How can we assist with lessening the impact of commercial fishing while still maintaining a sustainable fishing industry?
The answer is simply stated although harder to accomplish: education, information, and implementation (management). When we gather the information, everyone wins. I am often asked if I eat fish. The answer is yes I do. And frankly, I love fisherman. They want a sustainable business, jobs and recreation, and want to be sure they can catch fish this season and next. For a long time, we all made mistakes. We treated the ocean like an open sewer and overfished. Nothing on this planet is limitless.
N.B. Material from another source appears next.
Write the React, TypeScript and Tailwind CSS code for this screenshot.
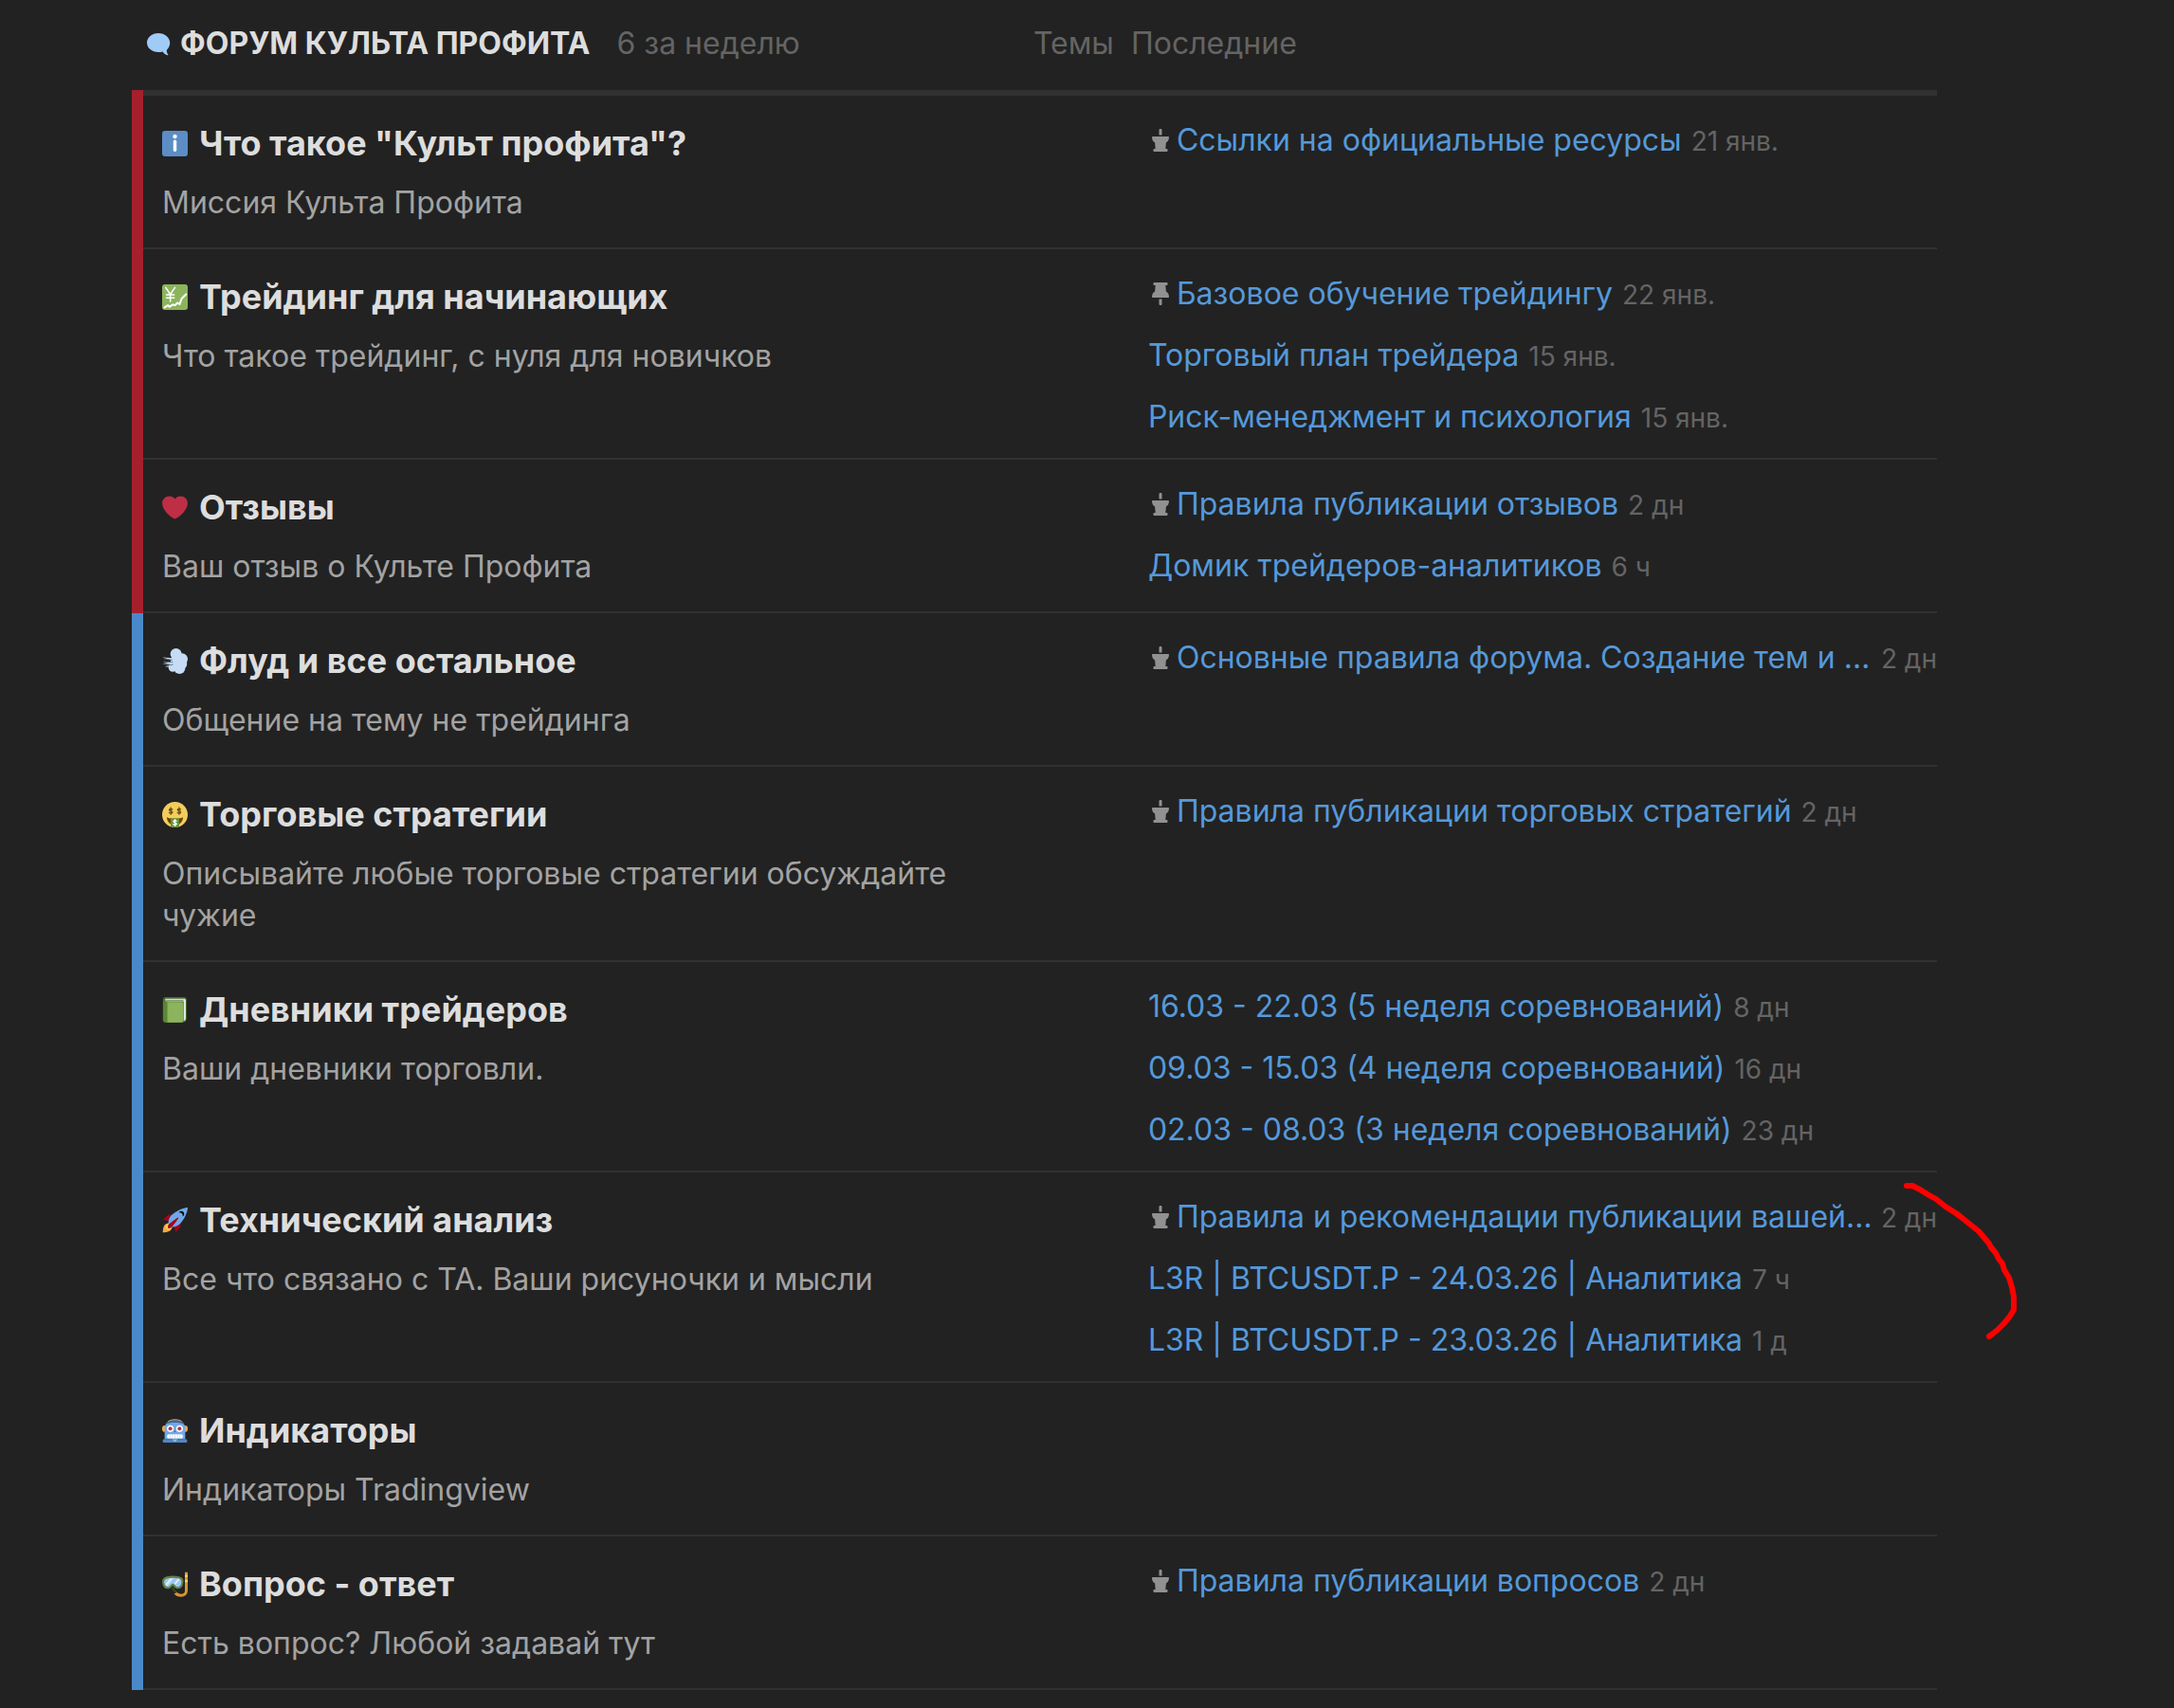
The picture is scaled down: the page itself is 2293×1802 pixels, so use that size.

But now, with knowledge and information and all of us working together with the fisherman, we have identified certain fishery resources that have been overfished, resulting in declining catches and revenue. We have a sustainable solution. Set aside certain areas in the ocean to prohibit or limit fishing for some time. Let the resources build back up. When our information shows certain species cannot be fished without imperiling the resources, get that information out to everyone, including the consumers. We live in a new era communications. Through the Internet and social media, the information we have at our disposal can be communicated worldwide. I am an optimist. We can insure sustainable fisheries for the future by using the information available to us and managing our resources.